▶ WHAT YOU WILL DO: Return nothing but the lines from the one with "Clone this screenshot" through the one with "const V_ORIGIN = 81;" in the data below, word for word and without pictures.

▶ RECORDS:
___

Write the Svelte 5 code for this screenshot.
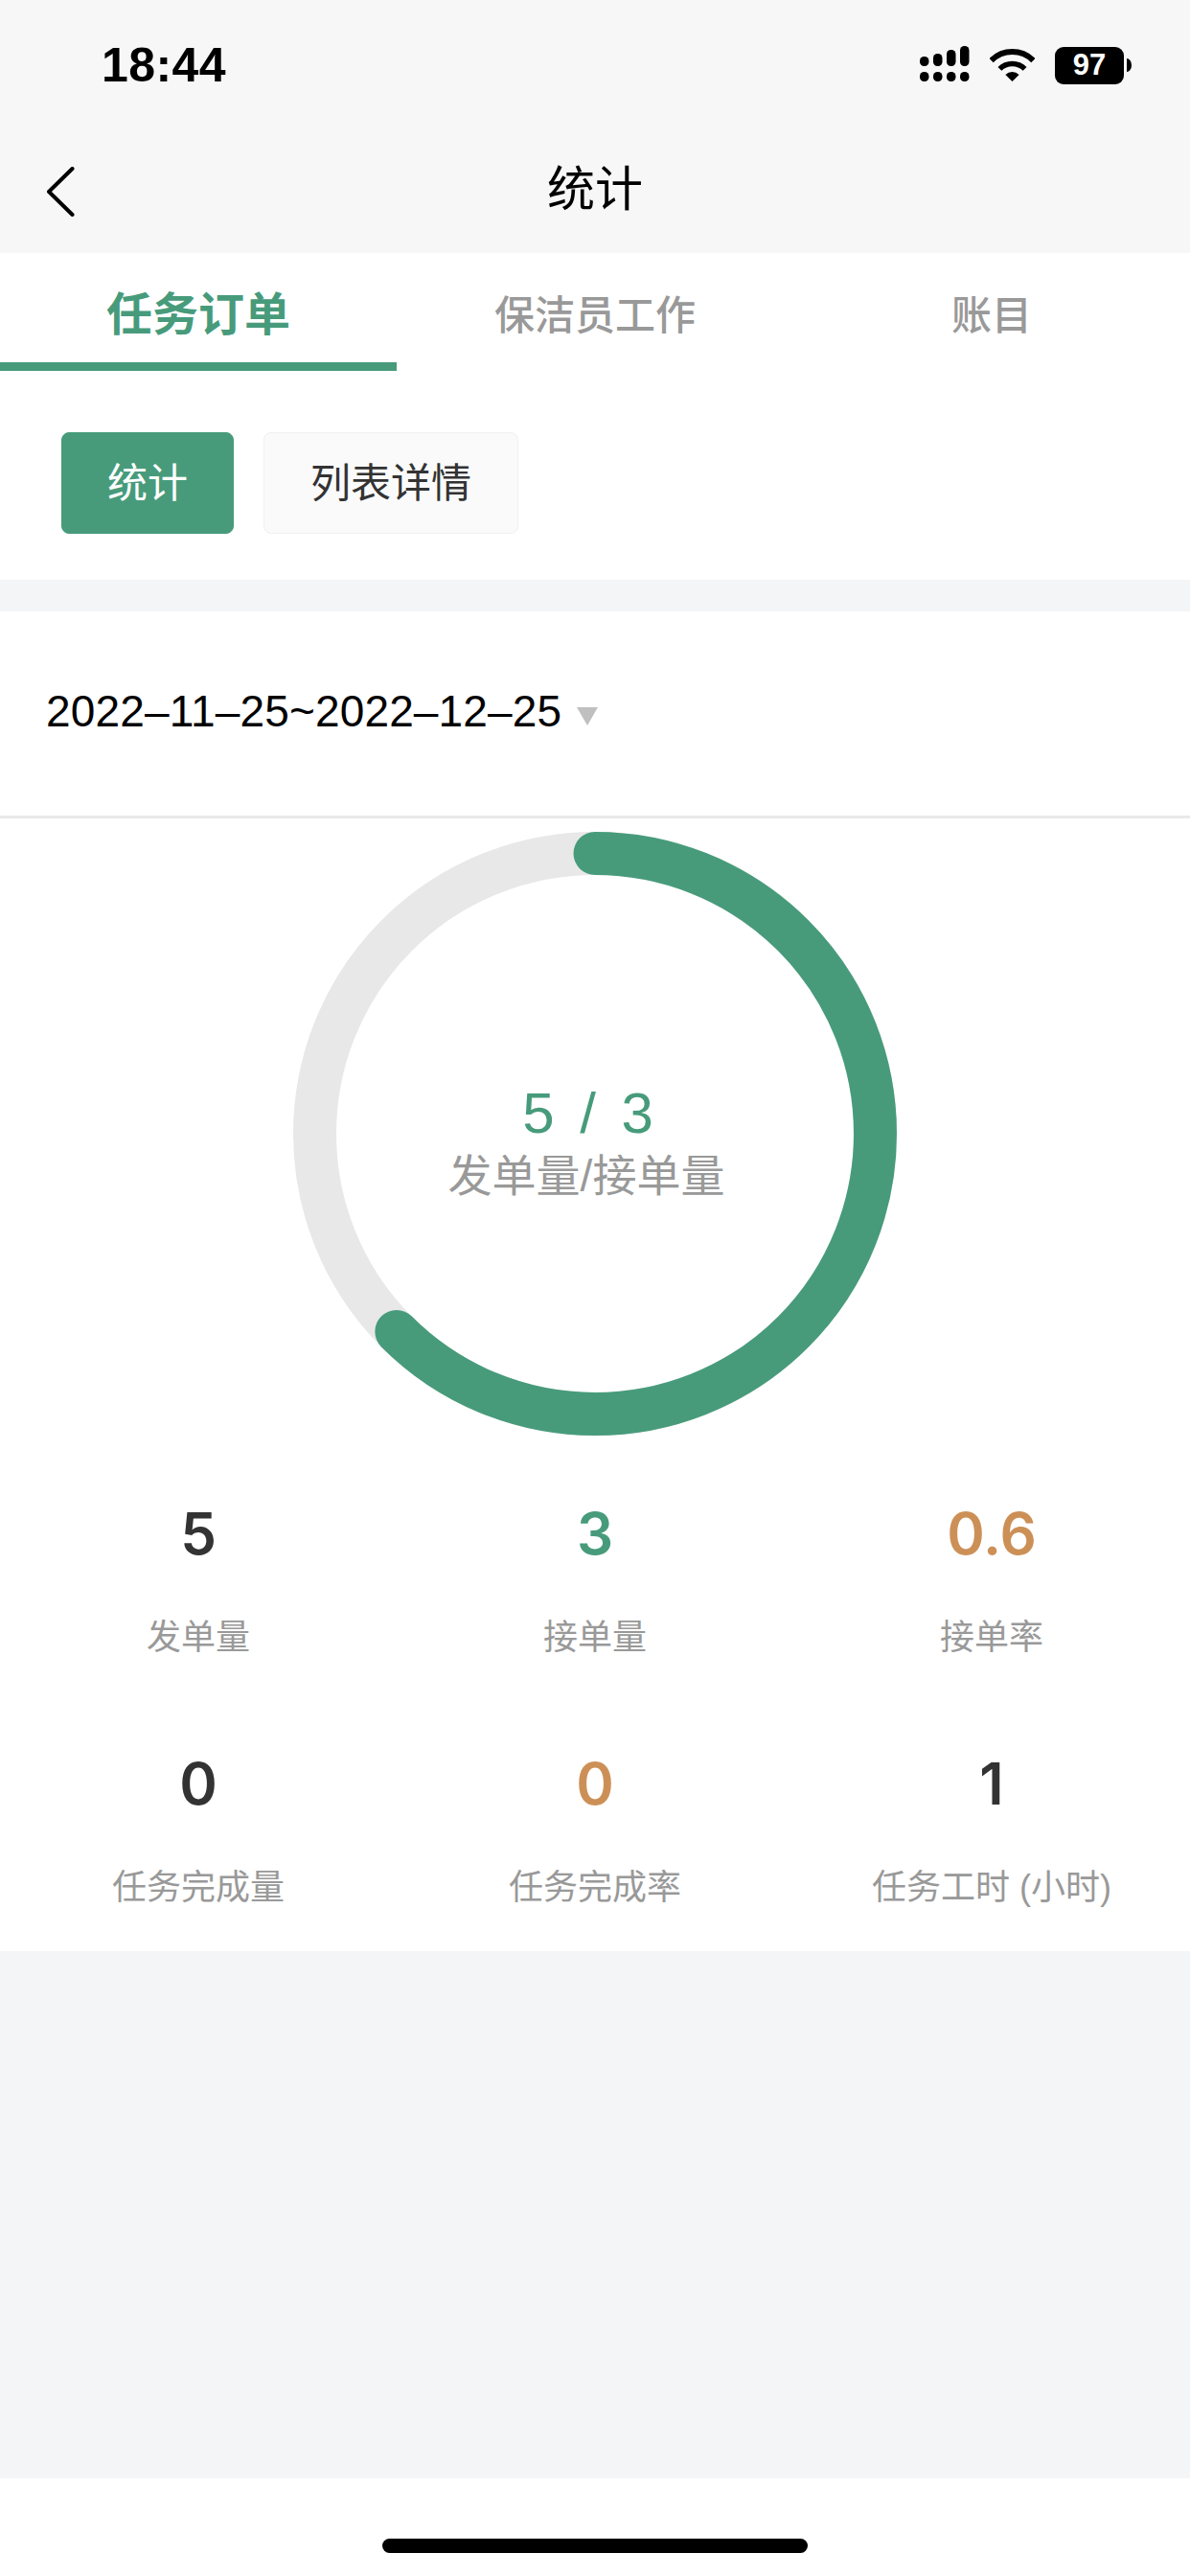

___

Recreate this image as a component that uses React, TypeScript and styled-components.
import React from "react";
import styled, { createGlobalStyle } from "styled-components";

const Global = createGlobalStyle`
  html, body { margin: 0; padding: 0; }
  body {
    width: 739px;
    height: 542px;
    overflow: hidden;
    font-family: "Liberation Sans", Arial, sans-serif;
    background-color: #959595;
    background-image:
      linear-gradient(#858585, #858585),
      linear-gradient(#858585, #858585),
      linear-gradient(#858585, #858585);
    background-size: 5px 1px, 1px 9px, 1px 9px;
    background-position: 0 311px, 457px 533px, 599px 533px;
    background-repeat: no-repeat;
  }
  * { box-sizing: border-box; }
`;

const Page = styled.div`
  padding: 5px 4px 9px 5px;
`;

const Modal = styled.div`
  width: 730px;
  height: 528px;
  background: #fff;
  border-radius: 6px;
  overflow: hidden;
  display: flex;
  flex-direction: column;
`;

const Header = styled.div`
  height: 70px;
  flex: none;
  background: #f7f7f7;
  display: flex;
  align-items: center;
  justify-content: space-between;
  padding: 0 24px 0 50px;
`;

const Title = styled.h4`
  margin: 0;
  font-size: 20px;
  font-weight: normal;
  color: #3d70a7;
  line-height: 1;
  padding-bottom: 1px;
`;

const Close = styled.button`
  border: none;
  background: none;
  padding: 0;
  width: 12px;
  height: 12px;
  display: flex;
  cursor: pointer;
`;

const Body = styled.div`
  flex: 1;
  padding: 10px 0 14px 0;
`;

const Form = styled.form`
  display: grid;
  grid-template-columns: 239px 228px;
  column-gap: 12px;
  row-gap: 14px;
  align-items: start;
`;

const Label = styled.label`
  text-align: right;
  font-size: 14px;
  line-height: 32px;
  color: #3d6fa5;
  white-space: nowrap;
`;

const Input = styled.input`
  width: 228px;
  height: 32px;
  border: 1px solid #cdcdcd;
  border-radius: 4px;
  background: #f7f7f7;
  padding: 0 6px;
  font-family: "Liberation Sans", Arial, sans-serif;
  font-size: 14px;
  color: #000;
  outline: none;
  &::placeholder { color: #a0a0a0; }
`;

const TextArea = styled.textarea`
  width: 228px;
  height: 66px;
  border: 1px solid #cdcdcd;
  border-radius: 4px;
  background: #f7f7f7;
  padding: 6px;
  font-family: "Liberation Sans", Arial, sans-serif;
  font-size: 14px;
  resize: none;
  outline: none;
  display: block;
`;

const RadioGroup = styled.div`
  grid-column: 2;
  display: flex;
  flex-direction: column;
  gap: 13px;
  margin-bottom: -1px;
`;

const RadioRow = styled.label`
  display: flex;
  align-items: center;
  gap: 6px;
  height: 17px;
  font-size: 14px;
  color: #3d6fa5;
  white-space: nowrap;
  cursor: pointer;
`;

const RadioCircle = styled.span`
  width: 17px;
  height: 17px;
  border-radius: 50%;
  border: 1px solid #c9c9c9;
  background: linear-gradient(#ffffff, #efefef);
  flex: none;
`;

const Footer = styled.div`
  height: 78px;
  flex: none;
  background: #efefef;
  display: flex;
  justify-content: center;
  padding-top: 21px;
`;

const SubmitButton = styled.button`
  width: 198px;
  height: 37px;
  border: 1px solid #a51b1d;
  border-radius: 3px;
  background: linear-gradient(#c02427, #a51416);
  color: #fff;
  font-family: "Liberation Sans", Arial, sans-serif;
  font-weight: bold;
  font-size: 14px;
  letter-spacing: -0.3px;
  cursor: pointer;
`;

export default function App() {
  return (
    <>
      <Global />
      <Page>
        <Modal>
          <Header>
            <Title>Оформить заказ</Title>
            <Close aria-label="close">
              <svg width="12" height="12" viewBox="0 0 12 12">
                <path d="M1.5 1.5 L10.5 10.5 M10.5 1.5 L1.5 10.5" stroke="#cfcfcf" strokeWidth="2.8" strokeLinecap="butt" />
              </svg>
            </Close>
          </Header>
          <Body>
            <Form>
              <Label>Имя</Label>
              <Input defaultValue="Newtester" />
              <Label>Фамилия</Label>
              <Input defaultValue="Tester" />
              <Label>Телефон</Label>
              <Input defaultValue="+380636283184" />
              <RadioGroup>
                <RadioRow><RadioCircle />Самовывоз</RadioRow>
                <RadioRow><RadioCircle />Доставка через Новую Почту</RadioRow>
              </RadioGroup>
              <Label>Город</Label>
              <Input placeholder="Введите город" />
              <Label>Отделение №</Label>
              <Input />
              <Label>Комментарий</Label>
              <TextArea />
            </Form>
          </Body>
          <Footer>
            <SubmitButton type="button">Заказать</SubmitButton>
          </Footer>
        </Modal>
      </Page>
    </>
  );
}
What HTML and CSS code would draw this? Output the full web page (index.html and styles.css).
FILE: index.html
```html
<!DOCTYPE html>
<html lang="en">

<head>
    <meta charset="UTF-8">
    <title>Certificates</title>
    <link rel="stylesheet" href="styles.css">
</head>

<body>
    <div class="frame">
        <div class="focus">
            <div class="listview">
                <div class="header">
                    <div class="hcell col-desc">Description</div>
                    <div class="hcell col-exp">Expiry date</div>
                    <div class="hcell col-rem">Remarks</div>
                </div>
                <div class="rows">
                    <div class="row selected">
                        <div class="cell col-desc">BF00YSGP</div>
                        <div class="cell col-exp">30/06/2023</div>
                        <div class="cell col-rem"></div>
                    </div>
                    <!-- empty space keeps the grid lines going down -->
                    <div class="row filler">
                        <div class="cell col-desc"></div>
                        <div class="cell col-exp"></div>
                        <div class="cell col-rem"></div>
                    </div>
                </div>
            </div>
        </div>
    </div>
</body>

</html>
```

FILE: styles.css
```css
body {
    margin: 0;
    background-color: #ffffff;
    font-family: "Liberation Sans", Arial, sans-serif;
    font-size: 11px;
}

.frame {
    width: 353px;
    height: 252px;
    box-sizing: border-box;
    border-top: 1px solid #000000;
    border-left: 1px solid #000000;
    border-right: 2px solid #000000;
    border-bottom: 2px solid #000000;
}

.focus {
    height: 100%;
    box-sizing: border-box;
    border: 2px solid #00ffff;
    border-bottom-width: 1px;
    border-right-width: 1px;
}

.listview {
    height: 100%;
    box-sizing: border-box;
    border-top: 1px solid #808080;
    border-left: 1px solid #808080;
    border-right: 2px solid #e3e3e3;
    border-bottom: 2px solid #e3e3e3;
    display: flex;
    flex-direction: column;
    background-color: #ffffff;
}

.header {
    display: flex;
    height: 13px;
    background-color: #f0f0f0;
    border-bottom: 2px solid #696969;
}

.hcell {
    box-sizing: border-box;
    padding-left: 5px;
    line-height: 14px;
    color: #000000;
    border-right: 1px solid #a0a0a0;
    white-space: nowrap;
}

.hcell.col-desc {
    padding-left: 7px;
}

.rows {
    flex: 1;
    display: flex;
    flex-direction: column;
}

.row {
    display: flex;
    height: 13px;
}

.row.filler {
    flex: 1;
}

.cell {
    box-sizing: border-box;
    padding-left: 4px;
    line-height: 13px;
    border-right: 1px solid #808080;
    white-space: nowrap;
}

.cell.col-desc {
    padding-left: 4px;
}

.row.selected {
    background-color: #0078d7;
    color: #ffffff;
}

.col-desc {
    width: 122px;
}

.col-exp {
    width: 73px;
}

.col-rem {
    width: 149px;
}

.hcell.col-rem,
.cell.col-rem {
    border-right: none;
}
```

___

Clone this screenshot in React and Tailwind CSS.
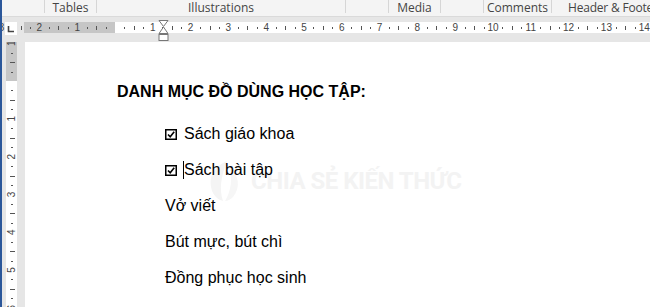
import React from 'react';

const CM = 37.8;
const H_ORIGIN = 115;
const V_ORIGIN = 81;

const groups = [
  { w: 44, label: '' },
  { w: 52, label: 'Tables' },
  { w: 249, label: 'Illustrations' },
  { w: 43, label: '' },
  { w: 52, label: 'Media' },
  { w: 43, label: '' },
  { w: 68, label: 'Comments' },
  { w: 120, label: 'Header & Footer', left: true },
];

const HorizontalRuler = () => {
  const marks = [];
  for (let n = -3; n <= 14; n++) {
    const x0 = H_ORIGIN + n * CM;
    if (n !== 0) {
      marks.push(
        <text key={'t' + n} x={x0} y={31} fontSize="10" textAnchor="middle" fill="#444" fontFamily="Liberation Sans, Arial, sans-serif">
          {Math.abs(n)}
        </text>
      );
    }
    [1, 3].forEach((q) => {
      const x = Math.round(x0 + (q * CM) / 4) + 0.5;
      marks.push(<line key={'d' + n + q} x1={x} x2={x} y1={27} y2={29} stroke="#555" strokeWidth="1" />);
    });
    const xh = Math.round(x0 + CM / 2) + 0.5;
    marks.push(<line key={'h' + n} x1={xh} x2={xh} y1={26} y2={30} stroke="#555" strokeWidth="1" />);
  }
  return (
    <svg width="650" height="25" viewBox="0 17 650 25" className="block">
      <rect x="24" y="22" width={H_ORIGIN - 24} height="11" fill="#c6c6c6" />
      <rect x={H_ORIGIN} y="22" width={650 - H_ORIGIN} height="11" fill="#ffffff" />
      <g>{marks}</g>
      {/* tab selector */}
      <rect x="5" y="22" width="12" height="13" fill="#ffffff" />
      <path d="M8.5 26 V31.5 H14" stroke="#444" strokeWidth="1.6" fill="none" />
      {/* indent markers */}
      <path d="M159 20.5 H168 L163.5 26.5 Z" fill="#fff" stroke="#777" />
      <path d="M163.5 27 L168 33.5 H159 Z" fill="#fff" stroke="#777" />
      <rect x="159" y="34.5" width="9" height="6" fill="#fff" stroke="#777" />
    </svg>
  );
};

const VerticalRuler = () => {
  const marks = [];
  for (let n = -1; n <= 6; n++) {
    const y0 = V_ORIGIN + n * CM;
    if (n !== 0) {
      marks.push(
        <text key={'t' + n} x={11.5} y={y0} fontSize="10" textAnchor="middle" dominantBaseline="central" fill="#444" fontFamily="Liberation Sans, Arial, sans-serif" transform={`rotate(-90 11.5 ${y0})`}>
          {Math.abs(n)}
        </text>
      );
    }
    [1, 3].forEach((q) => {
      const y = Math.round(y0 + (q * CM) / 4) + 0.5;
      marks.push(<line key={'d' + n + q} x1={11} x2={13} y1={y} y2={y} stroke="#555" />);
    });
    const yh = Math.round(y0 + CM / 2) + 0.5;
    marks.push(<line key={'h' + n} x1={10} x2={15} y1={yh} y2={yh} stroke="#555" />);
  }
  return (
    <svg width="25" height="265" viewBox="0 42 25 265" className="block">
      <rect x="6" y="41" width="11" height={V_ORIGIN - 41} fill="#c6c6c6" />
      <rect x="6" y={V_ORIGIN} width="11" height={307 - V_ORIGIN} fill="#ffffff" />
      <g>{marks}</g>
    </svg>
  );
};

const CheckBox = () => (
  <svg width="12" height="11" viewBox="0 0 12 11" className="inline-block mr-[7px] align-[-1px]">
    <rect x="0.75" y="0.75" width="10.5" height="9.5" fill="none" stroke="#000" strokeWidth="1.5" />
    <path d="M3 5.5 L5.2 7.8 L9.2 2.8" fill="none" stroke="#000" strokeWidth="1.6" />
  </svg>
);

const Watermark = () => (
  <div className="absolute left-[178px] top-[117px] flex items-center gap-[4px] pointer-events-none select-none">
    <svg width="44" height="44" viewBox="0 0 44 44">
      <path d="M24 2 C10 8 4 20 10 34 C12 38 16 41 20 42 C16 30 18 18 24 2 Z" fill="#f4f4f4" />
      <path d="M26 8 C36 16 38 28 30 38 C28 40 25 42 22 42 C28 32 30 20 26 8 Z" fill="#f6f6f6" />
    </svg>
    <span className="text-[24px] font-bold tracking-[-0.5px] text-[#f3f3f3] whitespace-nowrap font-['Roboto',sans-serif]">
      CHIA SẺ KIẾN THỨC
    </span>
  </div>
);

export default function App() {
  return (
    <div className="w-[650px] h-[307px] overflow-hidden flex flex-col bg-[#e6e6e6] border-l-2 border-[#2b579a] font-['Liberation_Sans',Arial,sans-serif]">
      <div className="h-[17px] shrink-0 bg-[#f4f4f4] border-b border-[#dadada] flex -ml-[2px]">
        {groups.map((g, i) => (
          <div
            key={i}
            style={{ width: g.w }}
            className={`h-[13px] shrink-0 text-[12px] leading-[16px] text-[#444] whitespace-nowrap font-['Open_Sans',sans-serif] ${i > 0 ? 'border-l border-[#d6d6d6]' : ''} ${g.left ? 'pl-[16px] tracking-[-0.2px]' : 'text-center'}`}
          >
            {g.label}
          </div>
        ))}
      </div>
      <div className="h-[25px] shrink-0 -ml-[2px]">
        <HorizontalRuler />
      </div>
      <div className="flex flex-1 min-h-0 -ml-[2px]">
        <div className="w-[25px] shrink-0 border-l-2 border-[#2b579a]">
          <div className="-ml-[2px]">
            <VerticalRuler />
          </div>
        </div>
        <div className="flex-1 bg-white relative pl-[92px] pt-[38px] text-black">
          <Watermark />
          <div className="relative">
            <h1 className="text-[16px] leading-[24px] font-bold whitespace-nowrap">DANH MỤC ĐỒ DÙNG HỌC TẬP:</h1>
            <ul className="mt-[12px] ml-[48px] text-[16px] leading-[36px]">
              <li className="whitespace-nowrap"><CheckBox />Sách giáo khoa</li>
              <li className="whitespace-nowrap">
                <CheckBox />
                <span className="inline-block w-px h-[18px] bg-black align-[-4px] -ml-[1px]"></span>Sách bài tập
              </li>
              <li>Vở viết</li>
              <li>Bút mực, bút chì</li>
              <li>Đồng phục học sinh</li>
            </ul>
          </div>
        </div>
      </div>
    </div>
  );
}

___

▶ PROBLEM SOLUTION:
Clone this screenshot in React and Tailwind CSS.
import React from 'react';

const CM = 37.8;
const H_ORIGIN = 115;
const V_ORIGIN = 81;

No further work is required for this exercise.